Peter Kirsten was involved in an experiment where the ball passed through a beam about 4 meters from release that plunged the net into darkness. It turned out that was all the cues he needed and he could play the shot with ease at 130 kph. Basically the very best get all their info within the first split second, hence the expression “he’s got lots of time.” You can teach it up to a point- just hit lots of balls, the rest is God given. I’ve done a similar thing with a few good kids where I tell them to close their eyes after I throw and they can all more or less hit it fairly consistently off a concrete deck.
My point being it’s probably less about reactions than hand eye coordination and an early read.
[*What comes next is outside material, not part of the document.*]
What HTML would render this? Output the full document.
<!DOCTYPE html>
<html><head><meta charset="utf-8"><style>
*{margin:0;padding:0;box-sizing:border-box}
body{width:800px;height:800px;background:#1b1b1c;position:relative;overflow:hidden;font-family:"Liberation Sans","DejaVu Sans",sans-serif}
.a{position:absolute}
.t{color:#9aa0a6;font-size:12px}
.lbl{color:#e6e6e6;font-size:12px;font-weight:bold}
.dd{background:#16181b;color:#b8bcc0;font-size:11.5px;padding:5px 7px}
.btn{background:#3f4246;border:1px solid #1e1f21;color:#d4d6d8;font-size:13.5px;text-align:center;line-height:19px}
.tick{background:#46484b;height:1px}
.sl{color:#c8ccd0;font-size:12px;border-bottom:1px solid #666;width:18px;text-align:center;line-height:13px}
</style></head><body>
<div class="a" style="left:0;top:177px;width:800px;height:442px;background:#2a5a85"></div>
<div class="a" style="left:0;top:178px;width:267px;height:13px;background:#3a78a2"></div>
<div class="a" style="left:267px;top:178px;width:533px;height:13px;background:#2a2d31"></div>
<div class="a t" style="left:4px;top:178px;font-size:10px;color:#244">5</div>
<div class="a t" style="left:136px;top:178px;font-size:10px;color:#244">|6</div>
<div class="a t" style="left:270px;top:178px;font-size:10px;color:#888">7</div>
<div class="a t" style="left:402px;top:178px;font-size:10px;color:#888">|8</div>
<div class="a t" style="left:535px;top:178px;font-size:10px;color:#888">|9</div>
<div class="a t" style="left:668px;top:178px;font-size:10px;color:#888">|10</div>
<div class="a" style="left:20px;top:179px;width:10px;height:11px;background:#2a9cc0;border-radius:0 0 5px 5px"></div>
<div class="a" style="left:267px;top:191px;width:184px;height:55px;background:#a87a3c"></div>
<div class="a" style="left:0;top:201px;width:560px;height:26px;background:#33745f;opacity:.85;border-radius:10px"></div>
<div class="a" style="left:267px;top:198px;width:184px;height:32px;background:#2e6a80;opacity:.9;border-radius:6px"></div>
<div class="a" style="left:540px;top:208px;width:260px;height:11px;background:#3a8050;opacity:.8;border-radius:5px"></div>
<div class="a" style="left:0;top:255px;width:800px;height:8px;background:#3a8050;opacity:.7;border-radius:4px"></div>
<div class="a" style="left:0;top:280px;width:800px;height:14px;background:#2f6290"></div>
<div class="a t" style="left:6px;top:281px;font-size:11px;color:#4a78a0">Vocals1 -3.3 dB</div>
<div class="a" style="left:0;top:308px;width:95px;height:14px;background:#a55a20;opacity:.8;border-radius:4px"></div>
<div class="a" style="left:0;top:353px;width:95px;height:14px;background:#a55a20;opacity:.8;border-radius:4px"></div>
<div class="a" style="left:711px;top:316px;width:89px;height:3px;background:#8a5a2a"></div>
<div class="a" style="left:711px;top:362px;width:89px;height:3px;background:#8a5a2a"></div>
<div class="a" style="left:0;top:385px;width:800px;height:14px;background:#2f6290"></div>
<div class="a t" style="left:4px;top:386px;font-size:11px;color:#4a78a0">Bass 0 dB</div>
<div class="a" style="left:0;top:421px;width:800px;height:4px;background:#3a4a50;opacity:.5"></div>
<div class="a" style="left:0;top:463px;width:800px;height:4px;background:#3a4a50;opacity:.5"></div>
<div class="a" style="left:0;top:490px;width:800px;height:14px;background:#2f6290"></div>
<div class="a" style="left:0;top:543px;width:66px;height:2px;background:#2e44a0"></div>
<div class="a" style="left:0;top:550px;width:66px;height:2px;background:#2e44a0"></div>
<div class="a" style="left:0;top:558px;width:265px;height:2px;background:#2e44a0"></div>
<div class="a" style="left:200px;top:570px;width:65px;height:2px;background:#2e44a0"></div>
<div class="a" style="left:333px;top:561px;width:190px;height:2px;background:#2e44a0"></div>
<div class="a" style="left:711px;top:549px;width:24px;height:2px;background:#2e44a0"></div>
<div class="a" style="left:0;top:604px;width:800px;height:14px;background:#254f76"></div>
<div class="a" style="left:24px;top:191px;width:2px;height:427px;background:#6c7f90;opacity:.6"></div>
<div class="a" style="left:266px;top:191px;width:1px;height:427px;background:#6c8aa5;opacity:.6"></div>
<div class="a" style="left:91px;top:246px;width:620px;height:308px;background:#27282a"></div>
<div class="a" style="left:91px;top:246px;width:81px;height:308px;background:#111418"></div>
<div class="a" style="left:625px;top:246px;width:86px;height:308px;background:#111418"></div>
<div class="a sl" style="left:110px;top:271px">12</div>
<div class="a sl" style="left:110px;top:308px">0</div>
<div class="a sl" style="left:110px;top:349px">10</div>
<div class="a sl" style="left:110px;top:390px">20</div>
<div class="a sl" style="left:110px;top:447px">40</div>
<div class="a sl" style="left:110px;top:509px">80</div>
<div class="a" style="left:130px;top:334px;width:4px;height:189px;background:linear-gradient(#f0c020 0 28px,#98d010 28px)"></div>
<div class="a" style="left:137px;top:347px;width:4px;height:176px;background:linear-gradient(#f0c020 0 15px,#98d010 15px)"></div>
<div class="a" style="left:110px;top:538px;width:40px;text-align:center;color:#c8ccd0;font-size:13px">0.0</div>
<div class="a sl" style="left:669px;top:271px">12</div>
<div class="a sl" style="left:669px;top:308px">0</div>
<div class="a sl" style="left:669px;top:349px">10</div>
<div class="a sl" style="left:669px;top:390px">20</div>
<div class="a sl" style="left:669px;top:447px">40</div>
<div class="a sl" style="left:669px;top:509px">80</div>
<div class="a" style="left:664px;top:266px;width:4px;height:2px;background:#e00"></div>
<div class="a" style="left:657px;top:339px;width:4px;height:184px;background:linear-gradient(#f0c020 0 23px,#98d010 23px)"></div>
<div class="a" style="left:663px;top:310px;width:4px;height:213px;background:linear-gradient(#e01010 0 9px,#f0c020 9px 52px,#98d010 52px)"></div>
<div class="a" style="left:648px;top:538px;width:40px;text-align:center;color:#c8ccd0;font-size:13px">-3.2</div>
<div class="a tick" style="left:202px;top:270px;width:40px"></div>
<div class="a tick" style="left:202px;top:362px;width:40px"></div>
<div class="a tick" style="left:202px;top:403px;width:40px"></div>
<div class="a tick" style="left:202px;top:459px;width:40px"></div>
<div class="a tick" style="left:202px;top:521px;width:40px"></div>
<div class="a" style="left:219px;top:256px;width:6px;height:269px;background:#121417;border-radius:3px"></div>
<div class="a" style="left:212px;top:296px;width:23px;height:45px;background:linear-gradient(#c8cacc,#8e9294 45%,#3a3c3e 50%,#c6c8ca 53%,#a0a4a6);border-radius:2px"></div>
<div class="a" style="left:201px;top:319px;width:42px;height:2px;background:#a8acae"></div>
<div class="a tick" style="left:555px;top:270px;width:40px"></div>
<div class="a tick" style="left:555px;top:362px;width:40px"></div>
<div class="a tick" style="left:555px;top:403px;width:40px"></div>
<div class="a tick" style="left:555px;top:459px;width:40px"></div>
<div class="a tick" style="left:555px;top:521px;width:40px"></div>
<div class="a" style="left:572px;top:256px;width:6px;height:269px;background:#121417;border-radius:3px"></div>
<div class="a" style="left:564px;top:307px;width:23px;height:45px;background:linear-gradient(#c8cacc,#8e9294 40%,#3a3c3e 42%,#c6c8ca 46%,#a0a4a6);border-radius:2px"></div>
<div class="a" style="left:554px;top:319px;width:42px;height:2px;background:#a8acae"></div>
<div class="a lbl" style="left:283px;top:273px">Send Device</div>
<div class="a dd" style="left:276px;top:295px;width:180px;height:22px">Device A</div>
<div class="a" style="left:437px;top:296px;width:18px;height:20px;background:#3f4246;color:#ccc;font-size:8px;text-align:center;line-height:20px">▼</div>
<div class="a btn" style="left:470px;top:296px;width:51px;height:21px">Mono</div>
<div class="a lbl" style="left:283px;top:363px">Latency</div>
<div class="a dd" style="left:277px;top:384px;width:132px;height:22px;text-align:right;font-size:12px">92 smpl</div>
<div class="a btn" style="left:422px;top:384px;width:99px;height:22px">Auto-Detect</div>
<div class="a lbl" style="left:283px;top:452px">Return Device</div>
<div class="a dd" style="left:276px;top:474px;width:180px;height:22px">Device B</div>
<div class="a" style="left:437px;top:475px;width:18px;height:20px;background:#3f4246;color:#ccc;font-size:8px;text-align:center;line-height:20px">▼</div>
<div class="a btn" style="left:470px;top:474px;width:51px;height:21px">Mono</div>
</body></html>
The interesting thing is that 22 yards and 135 kph is where most normal people are at their limit. Once you start getting past 140 there’s only a small handful that remain technically sound. It’s hard to tell how much of that is a person realizing that this red thing may actually kill them if they get it wrong as opposed to an ability thing.
You find that a greater portion of really good batsmen are fairly small guys with fast reactions though. It certainly used to be the case, with notable exceptions, but these days guys are just getting bigger and bigger.
It would be interesting to get good
batters to do that hand slapping thing that drunk blokes do in a bar to see if they had better reactions than most, and if the small guys were faster than the oafs.
I had a very interesting conversation with my mate a few weeks ago about eye domination ie which eye was dominant. His theory was that most left handers were right eye dominant and this is why there were so many good lefties around. His reason being that that was the eye ever so slightly in front. Most right handers are right eye dominant, that eye being slightly behind at set up and contact and interestingly I’ve asked a couple of really good right handers which is their dominant eye and a disproportionate number are left eye dominant, which is unusual.
I wonder if Makoni knows any of this stuff?